Есть выход для тех, кто боится числа 13 в позывном: « Ноль один три, запуск!»
Были у нас свои «англосаксы» среди лётчиков — пытались внедрить «их» систему произношения позывных.
А ему патриотичный РП: «Тринадцатый, запуск разрешаю!»
Тьфу, хоть из кабины выпрыгивай!
Шутки шутками, а с таким настроением летать опасно. А куда денешься, если веришь в приметы и лететь надо? Где наша не пропадала!
Мне кажется, что среди лётчиков мало тех, кто верит в плохие приметы. Не больше, чем среди представителей других профессий. Возможно, я не обращал на это внимания. Мне эта статистика без интереса, изысканиями данных в этой области не занимался. А другим интересна, для них и пишу эту статью. Был такой заказ на тему.
Но я с пониманием отношусь к страхам других. Дело хозяйское, дело житейское. Только меня не пугайте!
Помнится, оказался очевидцем, как лётчик носился по кустам, чтобы перейти дорогу чёрному коту. Кот отчаянно не хотел, чтобы лётчик ему перешёл дорогу. А я спокойно пересёк траекторию следов кота на тротуаре и остановился в ожидании коллеги. Пару раз мне пришлось посмотреть на часы — на лётную смену двигались — прежде, чем коллега вернулся на тротуар. В его штурманском портфеле застряли мелкие ветки, сам в паутине, взъерошенный, вспотевший, но довольный.
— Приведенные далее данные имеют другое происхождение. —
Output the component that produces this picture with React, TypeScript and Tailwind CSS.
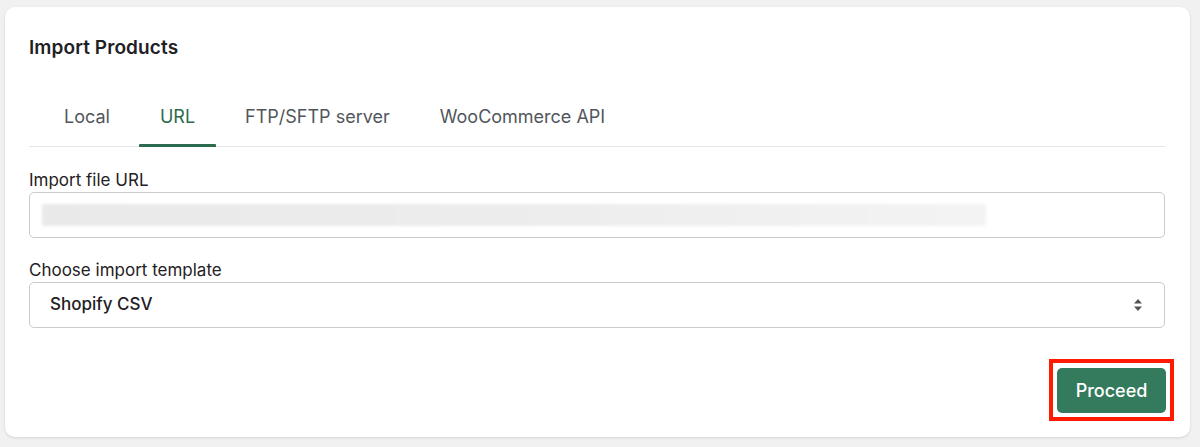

Победил!
Уважаю победителей. А котика жалко...
Что ещё можно вспомнить на вскидку? Непременно «отлить» перед полётом за отбойником, пнуть шину колеса правой основной стойки истребителя, погладить ладошкой обтекатель радиолокационного прицела при полёте на перехват…
Всё. Выдохся.
Добавляй, народ, свои приметы и обычаи!